そのような中で、沖縄では「自己決定権」をめぐる議論が深められています。日米政府による辺野古新基地建設強行に対して、沖縄が沖縄県民の意思として辺野古基地建設を拒否する権利があるとする根拠を、国連憲章や世界人権宣言、国際人権規約(1966年採択、79年日本批准)に求めるものです。昨年6月に結成された「沖縄『建白書』を実現し未来を拓く島ぐるみ会議」の理論的支柱ともなっています。
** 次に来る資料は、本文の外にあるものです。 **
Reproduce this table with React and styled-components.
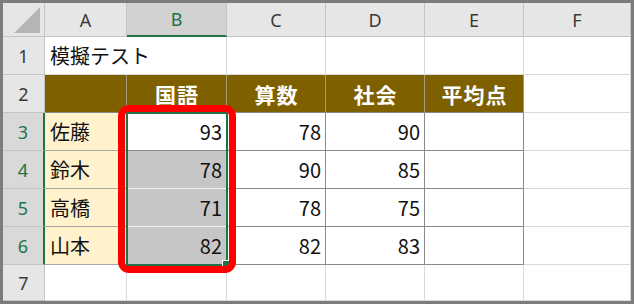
import React from "react";
import styled, { createGlobalStyle, css } from "styled-components";

const Global = createGlobalStyle`
  html, body { margin: 0; padding: 0; background: #ffffff; }
  body { font-family: "Noto Sans CJK JP", "Noto Sans", sans-serif; }
`;

const Sheet = styled.div`
  position: relative;
  box-sizing: border-box;
  width: 634px;
  height: 304px;
  border: 3px solid #7c7c7c;
  overflow: hidden;
  display: grid;
  grid-template-columns: 42px 82px 100px 99px 99px 99px 1fr;
  grid-template-rows: 34px repeat(6, 38px) 1fr;
  background: #ffffff;
`;

const Corner = styled.div`
  box-sizing: border-box;
  background: #e6e6e6;
  border-right: 1px solid #c4c4c4;
  border-bottom: 1px solid #c4c4c4;
  display: flex;
  justify-content: flex-end;
  align-items: flex-end;
  padding: 0 4px 3px 0;
`;

const ColHead = styled.div`
  box-sizing: border-box;
  background: ${(p) => (p.$sel ? "#d2d2d2" : "#e6e6e6")};
  color: ${(p) => (p.$sel ? "#217346" : "#3a3a3a")};
  border-right: 1px solid #c4c4c4;
  border-bottom: ${(p) => (p.$sel ? "2px solid #217346" : "1px solid #c4c4c4")};
  display: flex;
  align-items: center;
  justify-content: center;
  font-family: "Noto Sans", "Liberation Sans", sans-serif;
  font-size: 18px;
`;

const RowHead = styled.div`
  box-sizing: border-box;
  background: ${(p) => (p.$sel ? "#d9d9d9" : "#e6e6e6")};
  color: ${(p) => (p.$sel ? "#217346" : "#3a3a3a")};
  border-right: ${(p) => (p.$sel ? "2px solid #217346" : "1px solid #c4c4c4")};
  border-bottom: 1px solid #c4c4c4;
  display: flex;
  align-items: center;
  justify-content: center;
  font-family: "Noto Sans", "Liberation Sans", sans-serif;
  font-size: 18px;
`;

const kinds = {
  plain: css`
    background: #ffffff;
    border-right: 1px solid #d9d9d9;
    border-bottom: 1px solid #d9d9d9;
  `,
  title: css`
    background: #ffffff;
    border-right: 1px solid #d9d9d9;
    border-bottom: 1px solid #d9d9d9;
    grid-column: span 2;
  `,
  head: css`
    background: #7f6000;
    color: #ffffff;
    font-weight: 700;
    font-size: 21px;
    letter-spacing: 1px;
    justify-content: center;
    border-right: 1px solid #a89a78;
    border-bottom: 1px solid #8a8a8a;
  `,
  name: css`
    background: #fff2cc;
    border-right: 1px solid #a6a6a6;
    border-bottom: 1px solid #a6a6a6;
  `,
  active: css`
    background: #ffffff;
    justify-content: flex-end;
    border-right: 1px solid #8a8a8a;
    border-bottom: 1px solid #8a8a8a;
  `,
  selected: css`
    background: #c6c6c6;
    justify-content: flex-end;
    border-right: 1px solid #8a8a8a;
    border-bottom: 1px solid #eeeeee;
  `,
  num: css`
    background: #ffffff;
    justify-content: flex-end;
    border-right: 1px solid #8a8a8a;
    border-bottom: 1px solid #8a8a8a;
  `,
};

const Cell = styled.div`
  box-sizing: border-box;
  display: flex;
  align-items: center;
  padding: 0 4px 0 5px;
  font-size: 20px;
  color: #111111;
  white-space: nowrap;
  ${(p) => kinds[p.$kind || "plain"]}
`;

const SelectionBox = styled.div`
  position: absolute;
  left: 123px;
  top: 109px;
  width: 102px;
  height: 154px;
  box-sizing: border-box;
  border: 2px solid #217346;
  pointer-events: none;
`;

const FillHandle = styled.div`
  position: absolute;
  right: -3px;
  bottom: -3px;
  width: 6px;
  height: 6px;
  background: #217346;
  border: 1px solid #ffffff;
  border-right: none;
  border-bottom: none;
`;

const Highlight = styled.div`
  position: absolute;
  left: 115px;
  top: 102px;
  width: 118px;
  height: 168px;
  box-sizing: border-box;
  border: 7px solid #ff0000;
  border-radius: 11px;
  pointer-events: none;
`;

const cols = ["A", "B", "C", "D", "E", "F"];

const data = [
  ["佐藤", "93", "78", "90"],
  ["鈴木", "78", "90", "85"],
  ["高橋", "71", "78", "75"],
  ["山本", "82", "82", "83"],
];

export default function App() {
  return (
    <>
      <Global />
      <Sheet>
        <Corner>
          <svg width="26" height="26" viewBox="0 0 26 26">
            <polygon points="26,0 26,26 0,26" fill="#b5b5b5" />
          </svg>
        </Corner>
        {cols.map((c) => (
          <ColHead key={c} $sel={c === "B"}>
            {c}
          </ColHead>
        ))}

        <RowHead>1</RowHead>
        <Cell $kind="title">模擬テスト</Cell>
        <Cell />
        <Cell />
        <Cell />
        <Cell />

        <RowHead>2</RowHead>
        <Cell $kind="head" />
        <Cell $kind="head">国語</Cell>
        <Cell $kind="head">算数</Cell>
        <Cell $kind="head">社会</Cell>
        <Cell $kind="head">平均点</Cell>
        <Cell />

        {data.map((r, i) => (
          <React.Fragment key={r[0]}>
            <RowHead $sel>{i + 3}</RowHead>
            <Cell $kind="name">{r[0]}</Cell>
            <Cell $kind={i === 0 ? "active" : "selected"}>{r[1]}</Cell>
            <Cell $kind="num">{r[2]}</Cell>
            <Cell $kind="num">{r[3]}</Cell>
            <Cell $kind="num" />
            <Cell />
          </React.Fragment>
        ))}

        <RowHead>7</RowHead>
        <Cell />
        <Cell />
        <Cell />
        <Cell />
        <Cell />
        <Cell />

        <SelectionBox>
          <FillHandle />
        </SelectionBox>
        <Highlight />
      </Sheet>
    </>
  );
}
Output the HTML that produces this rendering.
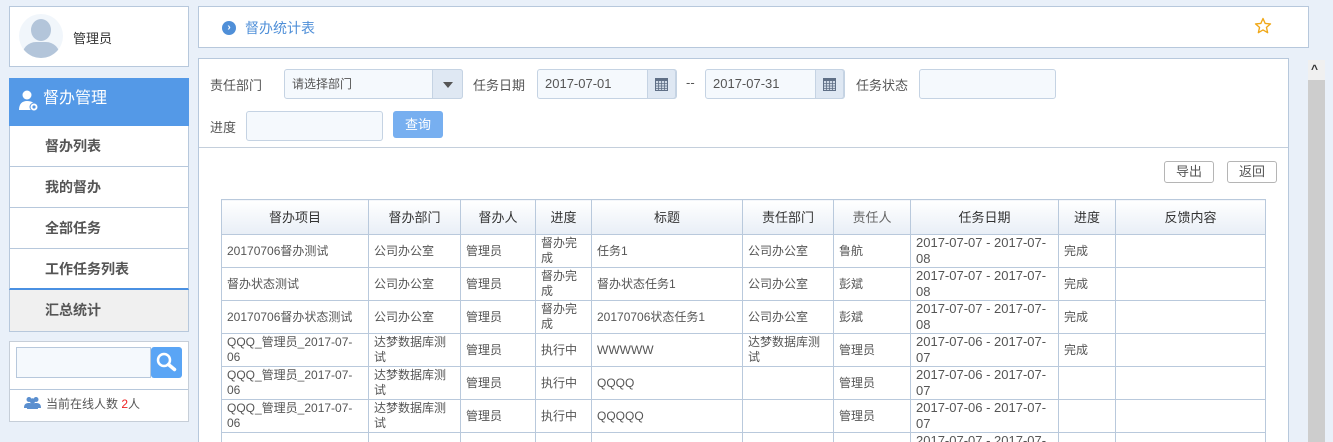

さらには、「自己決定権」を確立するために沖縄の独立をめざす議論も「琉球民族独立総合研究学会」が2013年5月15日に研究者を含めて設立され「琉球独立」を真剣に討議するようになっています。 いずれにせよ、安倍政権が辺野古新基地建設を強行し、辺野古沿岸や大浦湾の埋め立てが強行されればされるほど、日本政府と沖縄の乖離は大きくなっていき、最終的には沖縄において日本政府が信頼を喪失するカタストロフに至る可能性があります。
【伊波さんは沖縄県宜野湾市長を2期務めた後、2010年県知事選に出馬し仲井真前知事に敗れた。しかしその後も、辺野古新基地建設反対・基地問題の解決のために全国で講演するなど精力的に活動している。宜野湾市の簡素な事務所で、沖縄・日本・アメリカの関係を視野に入れた話をきかせていただいた。ここではその1部を紹介した。星英雄】
◇ ◇
<沖縄は昨年、名護市長選挙、沖縄県知事選挙などで辺野古新基地建設反対の「オール沖縄」候補が勝利した。しかしいまも、沖縄の民意を無視し新基地建設を強行する安倍政権と闘いつづけている。沖縄のいまを理解するために、伊波洋一・元宜野湾市長、宮城篤実・元嘉手納町長、新崎盛暉・沖縄大学名誉教授、高嶺朝一・前琉球新報社長、金井創・牧師、松田藤子・ヘリ基地いらない二見以北10区の会会長の各氏の発言を順に掲載します>
これは良い企画ですね。伊波さんの政情勢分析でオール沖縄の実態がより深くつかめました。
今後、宮城篤実・元嘉手納町長、新崎盛暉・沖縄大学名誉教授、高嶺朝一・前琉球新報社長、金井創・牧師、松田藤子・ヘリ基地いらない二見以北10区の会会長の人選も良く、様々な観点からの話が聴けるものと期待しています。
力強く内容豊かになインタビュうになるよう頑張って下さい。 敬具。
保守の側も革新の側も変わることによって、オール沖縄ができたという分析は、本土の国民運動の今後にも大いに参考になります。
翁長さんが「建白書」運動から出てきたように、もともと新基地建設反対は保守も一緒に掲げていたことです。安倍政権が沖縄への犠牲押し付けを強めたことで、旧来の保守も政府を支持できなくなったのではないでしょうか。そこに安倍政権、自民党政府のおちこんだ窮地があると思います。